My dad was excited by the prospect of me going to my first dance. He considered himself quite the lady’s man, and his three marriages by age 34 seemed to confirm that. He told me exactly what to do. He said that most of the boys would be too “chicken shit” (his words) to ask anyone to dance, and if I acted boldly and simply went up to ask someone, she would probably say yes, because so many boys would be lined up on the opposite wall, afraid to go over. He made sure I had my appearance and hygiene correct. My clothes were clean, I had showered and washed my hair, and had applied a generous amount of deodorant. We’d had conversations about that before. I was ready.
When we got to the dance, we self-organized into our usual cliques. I was with the jocks who’d played basketball together in the winter. We had sloppy joes to eat, prepared by Mrs. Salling, who taught elementary school and was our advisor’s wife. I had eaten a moderate (for me) two sloppy joes and a handful of potato chips. I didn’t want to look like a pig, after all. But at the end of the eating portion of the evening, there was a lot of sloppy joe mix left. Mr. Salling bellowed out, “Stacey! McClain! Get over here!”
Dan Stacey and I had resolved our differences earlier in the year and no longer hated each other. It turns out that when he took pictures of me in my underwear in the locker room, there wasn’t even film in the camera. And our reputations as big eaters had certainly preceded us, and Mr. Salling didn’t want to let the food go to waste. So, he organized an eating contest between Dan and me. I told him I didn’t want to participate. I was already nervous enough about asking someone to dance as it was. But he wouldn’t hear of it, and he goaded me into the competition. And one thing I had at age 13 was a competitive streak, because I was constantly trying to prove myself to gain the respect of my peers.
We began eating. One each. Two each, Three. Four. Five. Ten. We didn’t even start slowing down until we had each eaten 12 Sloppy Joes apiece. The thirteenth went down slowly, and Dan had just finished his 14th. My buddies were cheering me on, and about three-fourths of the way through my 14th Sloppy Joe, I puked. I mean, it all came up. I managed to avoid getting any on my clothes, but it was all over my plate and the tables we used in the home ec room. A collective “EEEWWWWW” erupted from everyone. And yes, there had been girls watching, too; the ones I was supposed to ask to dance. Without thinking, I put the last quarter of my Sloppy Joe and my mouth and swallowed it whole. After all, my stomach was empty now. That made the next reactions of grossed-out girls even worse.

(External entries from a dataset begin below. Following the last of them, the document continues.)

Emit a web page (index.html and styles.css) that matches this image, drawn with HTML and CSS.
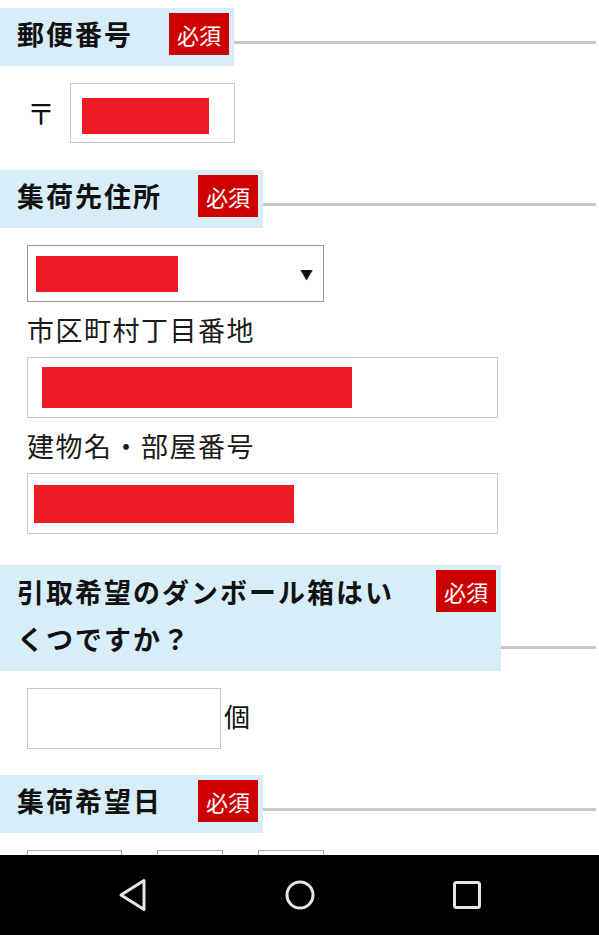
FILE: index.html
```html
<!DOCTYPE html>
<html lang="ja">
<head>
    <meta charset="UTF-8">
    <meta name="viewport" content="width=device-width, initial-scale=1.0">
    <title>集荷申し込み</title>
    <link rel="stylesheet" href="styles.css">
</head>
<body>
    <form class="pickup-form">
        <section class="sec">
            <div class="sec-head">
                <div class="sec-label">
                    <h2>郵便番号</h2>
                    <span class="req">必須</span>
                </div>
                <div class="sec-rule"></div>
            </div>
            <div class="sec-body postal">
                <span class="postal-mark">〒</span>
                <div class="field field-zip"><span class="redact"></span></div>
            </div>
        </section>

        <section class="sec">
            <div class="sec-head">
                <div class="sec-label">
                    <h2>集荷先住所</h2>
                    <span class="req">必須</span>
                </div>
                <div class="sec-rule"></div>
            </div>
            <div class="sec-body addr">
                <div class="select-box"><span class="redact"></span><span class="arrow">▼</span></div>
                <label class="field-label">市区町村丁目番地</label>
                <div class="field field-wide field-street"><span class="redact"></span></div>
                <label class="field-label">建物名・部屋番号</label>
                <div class="field field-wide field-room"><span class="redact"></span></div>
            </div>
        </section>

        <section class="sec">
            <div class="sec-head">
                <div class="sec-label wide">
                    <h2>引取希望のダンボール箱はいくつですか？</h2>
                    <span class="req">必須</span>
                </div>
                <div class="sec-rule"></div>
            </div>
            <div class="sec-body count">
                <div class="field field-count"></div>
                <span class="unit">個</span>
            </div>
        </section>

        <section class="sec">
            <div class="sec-head">
                <div class="sec-label">
                    <h2>集荷希望日</h2>
                    <span class="req">必須</span>
                </div>
                <div class="sec-rule"></div>
            </div>
            <div class="sec-body date">
                <div class="date-box year"></div>
                <div class="date-box"></div>
                <div class="date-box"></div>
            </div>
        </section>
    </form>

    <!-- android system navigation -->
    <nav class="nav-bar">
        <div class="nav-btn">
            <svg width="32" height="34" viewBox="0 0 32 34"><path d="M27 2.5 L4 17 L27 31.5 Z" fill="none" stroke="#e6e6e6" stroke-width="3" stroke-linejoin="round"/></svg>
        </div>
        <div class="nav-btn">
            <svg width="32" height="32" viewBox="0 0 32 32"><circle cx="16" cy="16" r="13" fill="none" stroke="#e6e6e6" stroke-width="3"/></svg>
        </div>
        <div class="nav-btn">
            <svg width="30" height="30" viewBox="0 0 30 30"><rect x="2.5" y="2.5" width="25" height="25" rx="2" fill="none" stroke="#e6e6e6" stroke-width="3"/></svg>
        </div>
    </nav>
</body>
</html>
```

FILE: styles.css
```css
body {
    margin: 0;
    font-family: "Noto Sans CJK JP", "Noto Sans", sans-serif;
    color: #111;
    background: #fff;
}
.pickup-form {
    padding-top: 8px;
}
.sec-head {
    display: flex;
    align-items: flex-end;
}
.sec-label {
    display: flex;
    align-items: flex-start;
    background: #d7eef8;
    padding: 3px 5px 9px 17px;
}
.sec-label.wide {
    width: 501px;
    box-sizing: border-box;
}
.sec-label h2 {
    margin: 0;
    font-size: 27px;
    line-height: 46px;
    letter-spacing: 2px;
    font-weight: bold;
}
.sec-label.wide h2 {
    flex: 1;
    line-height: 47px;
}
.req {
    margin: 2px 0 0 36px;
    width: 60px;
    height: 42px;
    line-height: 42px;
    background: #cc0000;
    color: #fff;
    font-size: 22px;
    text-align: center;
    flex-shrink: 0;
}
.sec-rule {
    flex: 1;
    height: 3px;
    background: #c8c8c8;
    margin: 0 3px 22px 0;
}
.sec-body {
    padding: 17px 0 27px 27px;
}
.sec-body.addr {
    padding-bottom: 31px;
}
.sec-body.count {
    padding-bottom: 26px;
}
.field {
    box-sizing: border-box;
    border: 1px solid #c8c8c8;
    background: #fff;
}
.redact {
    display: block;
    background: #ed1c24;
}
.postal {
    display: flex;
    align-items: center;
    padding-left: 27px;
}
.postal-mark {
    font-size: 28px;
    margin-right: 15px;
}
.field-zip {
    width: 165px;
    height: 60px;
    padding: 14px 0 0 11px;
}
.field-zip .redact {
    width: 127px;
    height: 36px;
}
.select-box {
    box-sizing: border-box;
    width: 297px;
    height: 57px;
    border: 1px solid #9a9a9a;
    display: flex;
    align-items: center;
    padding: 0 10px 0 8px;
}
.select-box .redact {
    width: 142px;
    height: 36px;
}
.arrow {
    margin-left: auto;
    font-size: 13px;
}
.field-label {
    display: block;
    font-size: 27px;
    line-height: 55px;
    letter-spacing: 1.5px;
    color: #1a1a1a;
}
.field-wide {
    width: 471px;
    height: 61px;
}
.field-street {
    padding: 9px 0 0 14px;
}
.field-street .redact {
    width: 310px;
    height: 41px;
}
.field-room {
    padding: 11px 0 0 6px;
}
.field-room .redact {
    width: 260px;
    height: 38px;
}
.count {
    display: flex;
    align-items: center;
}
.field-count {
    width: 194px;
    height: 61px;
}
.unit {
    font-size: 26px;
    margin-left: 3px;
    margin-top: -6px;
}
.date {
    display: flex;
    gap: 35px;
}
.date-box {
    box-sizing: border-box;
    width: 66px;
    height: 50px;
    border: 1px solid #a8a8a8;
}
.date-box.year {
    width: 95px;
}
.nav-bar {
    position: fixed;
    left: 0;
    right: 0;
    bottom: 0;
    height: 80px;
    background: #000;
    display: flex;
    justify-content: center;
    align-items: center;
}
.nav-btn {
    width: 167px;
    display: flex;
    justify-content: center;
}
```
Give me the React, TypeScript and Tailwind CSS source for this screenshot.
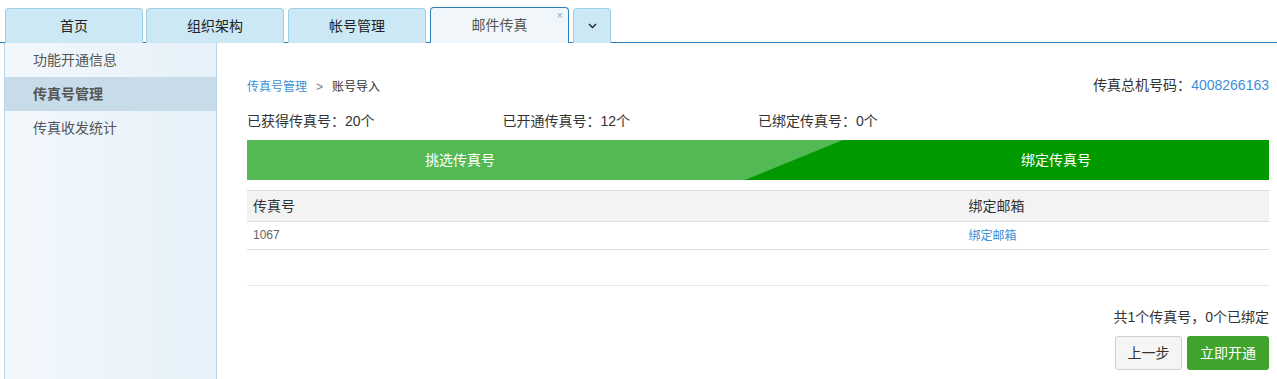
import React from "react";

const font = { fontFamily: '"Liberation Sans", "Noto Sans CJK SC", sans-serif' };

function Tab({ label, active, className }: { label: string; active?: boolean; className: string }) {
  return (
    <div
      className={
        "relative flex h-[35px] items-center justify-center rounded-t-[4px] border border-b-0 text-[14px] " +
        (active
          ? "z-10 h-[36px] border-[#2e80ba] bg-[#f0f6fa] text-[#555]"
          : "border-[#9fcfe6] bg-[#cce8f5] text-[#222]") +
        " " +
        className
      }
    >
      {label}
      {active && (
        <span className="absolute right-[5px] top-[2px] text-[11px] leading-none text-[#7fb3d9]">×</span>
      )}
    </div>
  );
}

export default function App() {
  return (
    <div className="flex h-screen min-h-[379px] flex-col bg-white" style={font}>
      {/* tab bar */}
      <div className="flex h-[43px] items-end border-b border-[#2e80ba] pl-[5px]">
        <div className="-mb-px flex items-end">
          <Tab label="首页" className="w-[138px]" />
          <Tab label="组织架构" className="ml-[3px] w-[138px]" />
          <Tab label="帐号管理" className="ml-[4px] w-[138px]" />
          <Tab label="邮件传真" active className="ml-[4px] w-[139px]" />
          <div className="ml-[4px] flex h-[35px] w-[38px] items-center justify-center rounded-t-[4px] border border-b-0 border-[#9fcfe6] bg-[#cce8f5]">
            <svg width="9" height="6" viewBox="0 0 9 6">
              <path d="M1 1 L4.5 4.5 L8 1" fill="none" stroke="#222" strokeWidth="1.4" />
            </svg>
          </div>
        </div>
      </div>

      <div className="flex flex-1">
        {/* sidebar */}
        <div className="ml-[4px] w-[213px] border-x border-[#b7d6ec] bg-gradient-to-r from-[#f3f8fc] to-[#e6f1f9] text-[14px] text-[#555]">
          <div className="flex h-[34px] items-center pl-[28px]">功能开通信息</div>
          <div className="flex h-[34px] items-center bg-[#c7dce8] pl-[28px] font-bold">传真号管理</div>
          <div className="flex h-[34px] items-center pl-[28px]">传真收发统计</div>
        </div>

        {/* main */}
        <div className="flex-1 pl-[30px] pr-[8px] pt-[31px]">
          <div className="flex h-[22px] items-center justify-between">
            <div className="flex items-center pt-[4px] text-[12px]">
              <span className="text-[#3d8fd6]">传真号管理</span>
              <span className="mx-[9px] text-[#777]">&gt;</span>
              <span className="text-[#333]">账号导入</span>
            </div>
            <div className="text-[14px] text-[#333]">
              传真总机号码：<span className="text-[#3d8fd6]">4008266163</span>
            </div>
          </div>

          <div className="mt-[15px] grid h-[20px] grid-cols-4 items-center text-[14px] text-[#333]">
            <div>已获得传真号：20个</div>
            <div>已开通传真号：12个</div>
            <div>已绑定传真号：0个</div>
            <div></div>
          </div>

          <div className="mt-[9px] flex h-[40px] text-[14px] text-white">
            <div className="flex w-[426px] items-center justify-center bg-[#52b954]">挑选传真号</div>
            <div className="relative flex-1 bg-[#52b954]">
              <svg className="absolute inset-0 h-full w-full" viewBox="0 0 170 40" preserveAspectRatio="none">
                <polygon points="72,40 170,0 170,40" fill="#009900" />
              </svg>
            </div>
            <div className="flex w-[426px] items-center justify-center bg-[#009900]">绑定传真号</div>
          </div>

          <table className="mt-[10px] w-full border-collapse">
            <thead>
              <tr className="h-[31px] border-y border-[#dcdcdc] bg-[#f3f3f3] text-left text-[14px] text-[#333]">
                <th className="w-[70%] px-[6px] font-normal">传真号</th>
                <th className="px-[6px] font-normal">绑定邮箱</th>
              </tr>
            </thead>
            <tbody>
              <tr className="h-[28px] border-b border-[#dcdcdc] text-[12px]">
                <td className="px-[6px] pb-[2px] text-[#666]">1067</td>
                <td className="px-[6px] text-[#3d8fd6]">绑定邮箱</td>
              </tr>
              <tr className="h-[36px] border-b border-[#e6e6e6]">
                <td></td>
                <td></td>
              </tr>
            </tbody>
          </table>

          <div className="mt-[21px] text-right text-[14px] leading-[20px] text-[#333]">共1个传真号，0个已绑定</div>

          <div className="mt-[9px] flex justify-end gap-[5px]">
            <button className="h-[34px] w-[67px] rounded-[3px] border border-[#cfcfcf] bg-[#f5f5f5] text-[14px] text-[#333]">
              上一步
            </button>
            <button className="h-[34px] w-[82px] rounded-[3px] bg-[#3fa32c] text-[14px] text-white">立即开通</button>
          </div>
        </div>
      </div>
    </div>
  );
}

I was mortified. I don’t think there’s a description of the level of embarrassment that quite captures how I felt at that moment. I just knew I was never going to find a dance partner, not just that night, but maybe ever. How was I going to go home and face my dad? I felt like such a failure.
I couldn’t brush my teeth, but I rinsed my mouth out and bummed a piece of gum (or two) from one of my friends. When the dance started, Mr. Salling encouraged me to go ask a girl to dance, but I just meekly shook my head and stayed where I was. I was afraid of rejection, the same kind of rejection I had felt from my mom’s husband when I had tried to be a son to him. I couldn’t take it if the same thing happened to me in my new school.
About a half hour into the dance, I just decided to go home. I lived a 10-minute walk away from the school, and I didn’t want to call for a ride. I would walk home in the dark. Just as I got up to leave, a pretty little blonde girl named Jenny Harris asked me to dance. I looked skeptical. “Are you sure?” I asked. She smiled at me and nodded yes, and she took my hand and led me out to the dance floor, also known as the high school gym. It was a slow dance, and in those days in seventh grade, that meant putting your arms around each other and swaying back and forth, maybe even going in the occasional circle. As we rocked back and forth, I almost cried because I was so grateful to Jenny for having pity on me. And it felt like a colossal weight had been lifted from my shoulders. After the song ended, I thanked her, and she just smiled and nodded again.
I would discover much later that Jenny was in fact Mr. Salling’s pet and spy. She was a friend of the family, and she babysat their new son. Mr. Salling had seen what I was going through and said in his gruff tone, “Harris! Go dance with McClain.” And she had obliged him.
“Jenny,” or Jen as she goes by now, is still my friend to this day, 45 years later, and I always respected Mr. Salling because of this kindness. I related this story at his memorial a few years ago with Jen at my side, and I don’t think there was a single dry eye in the house, including mine. That’s the kind of teacher he was. That’s the kind of man he was. And having these types of people in my life at that age, both Jen and Mr. Salling, made all the difference in the world.